##### Records for processing

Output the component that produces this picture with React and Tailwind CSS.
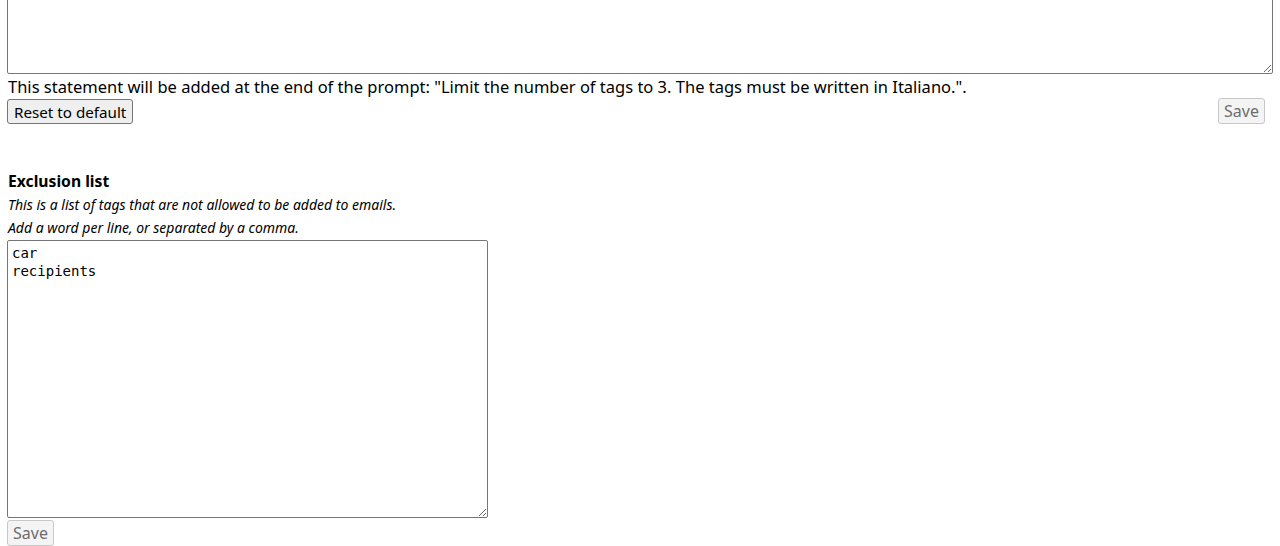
export default function App() {
  const sans = { fontFamily: '"Noto Sans", "Open Sans", sans-serif' };
  return (
    <div className="px-[7px] text-black bg-white" style={sans}>
      <div className="-mt-[20px] relative">
        <textarea
          className="block w-full h-[94px] border border-[#767676] rounded-[2px] bg-white resize-y"
          defaultValue=""
        />
      </div>
      <div className="text-[16.5px] leading-[24px] mt-[1px] pl-[1px]">
        This statement will be added at the end of the prompt: "Limit the number of tags to 3. The tags must be written in Italiano.".
      </div>
      <div className="flex justify-between items-start pr-[8px]">
        <button className="h-[25px] px-[6px] text-[15.2px] leading-[20px] border border-[#767676] rounded-[3px] bg-[#efefef] text-black">
          Reset to default
        </button>
        <button disabled className="h-[26px] px-[5px] -mt-[1px] text-[16px] leading-[20px] border border-[#c8c8c8] rounded-[3px] bg-[#f4f4f4] text-[#6d6d6d]">
          Save
        </button>
      </div>
      <div className="mt-[46px] font-bold text-[15.7px] leading-[22px] pl-[1px]">Exclusion list</div>
      <div className="italic text-[14px] leading-[23px] mt-[1px] pl-[1px]">This is a list of tags that are not allowed to be added to emails.</div>
      <div className="italic text-[14px] leading-[23px] pl-[1px]">Add a word per line, or separated by a comma.</div>
      <textarea
        className="block w-[481px] h-[278px] mt-[1px] border border-[#767676] rounded-[2px] px-[4px] py-[3px] text-[14px] leading-[18px] resize-y"
        style={{ fontFamily: '"DejaVu Sans Mono", "Liberation Mono", monospace' }}
        defaultValue={"car\nrecipients"}
      />
      <button disabled className="mt-[2px] h-[26px] px-[5px] text-[16px] leading-[20px] border border-[#c8c8c8] rounded-[3px] bg-[#f4f4f4] text-[#6d6d6d]">
        Save
      </button>
    </div>
  );
}
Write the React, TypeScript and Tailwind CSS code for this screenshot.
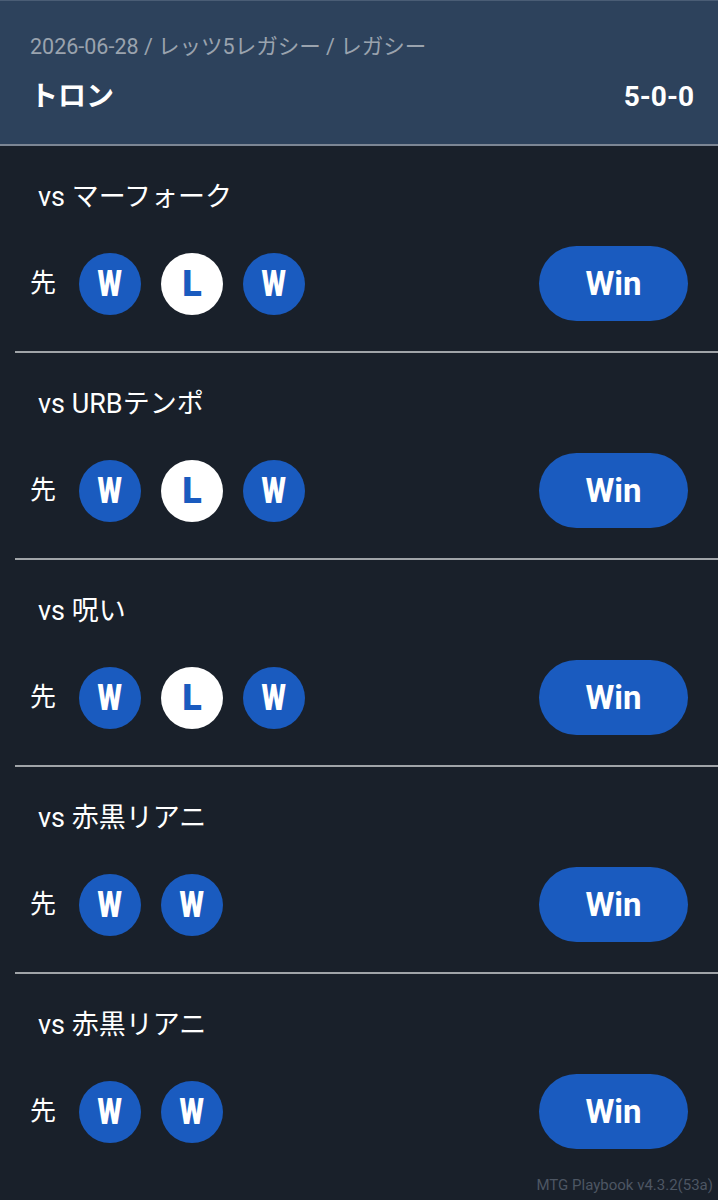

##########

• _Exercise brief_
All entries must be written out again exactly as given, with no pictures in the copy.

• _Solution to this problem_
Output the component that produces this picture with React and Tailwind CSS.
export default function App() {
  const sans = { fontFamily: '"Noto Sans", "Open Sans", sans-serif' };
  return (
    <div className="px-[7px] text-black bg-white" style={sans}>
      <div className="-mt-[20px] relative">
        <textarea
          className="block w-full h-[94px] border border-[#767676] rounded-[2px] bg-white resize-y"
          defaultValue=""
        />
      </div>
      <div className="text-[16.5px] leading-[24px] mt-[1px] pl-[1px]">
        This statement will be added at the end of the prompt: "Limit the number of tags to 3. The tags must be written in Italiano.".
      </div>
      <div className="flex justify-between items-start pr-[8px]">
        <button className="h-[25px] px-[6px] text-[15.2px] leading-[20px] border border-[#767676] rounded-[3px] bg-[#efefef] text-black">
          Reset to default
        </button>
        <button disabled className="h-[26px] px-[5px] -mt-[1px] text-[16px] leading-[20px] border border-[#c8c8c8] rounded-[3px] bg-[#f4f4f4] text-[#6d6d6d]">
          Save
        </button>
      </div>
      <div className="mt-[46px] font-bold text-[15.7px] leading-[22px] pl-[1px]">Exclusion list</div>
      <div className="italic text-[14px] leading-[23px] mt-[1px] pl-[1px]">This is a list of tags that are not allowed to be added to emails.</div>
      <div className="italic text-[14px] leading-[23px] pl-[1px]">Add a word per line, or separated by a comma.</div>
      <textarea
        className="block w-[481px] h-[278px] mt-[1px] border border-[#767676] rounded-[2px] px-[4px] py-[3px] text-[14px] leading-[18px] resize-y"
        style={{ fontFamily: '"DejaVu Sans Mono", "Liberation Mono", monospace' }}
        defaultValue={"car\nrecipients"}
      />
      <button disabled className="mt-[2px] h-[26px] px-[5px] text-[16px] leading-[20px] border border-[#c8c8c8] rounded-[3px] bg-[#f4f4f4] text-[#6d6d6d]">
        Save
      </button>
    </div>
  );
}
Write the React, TypeScript and Tailwind CSS code for this screenshot.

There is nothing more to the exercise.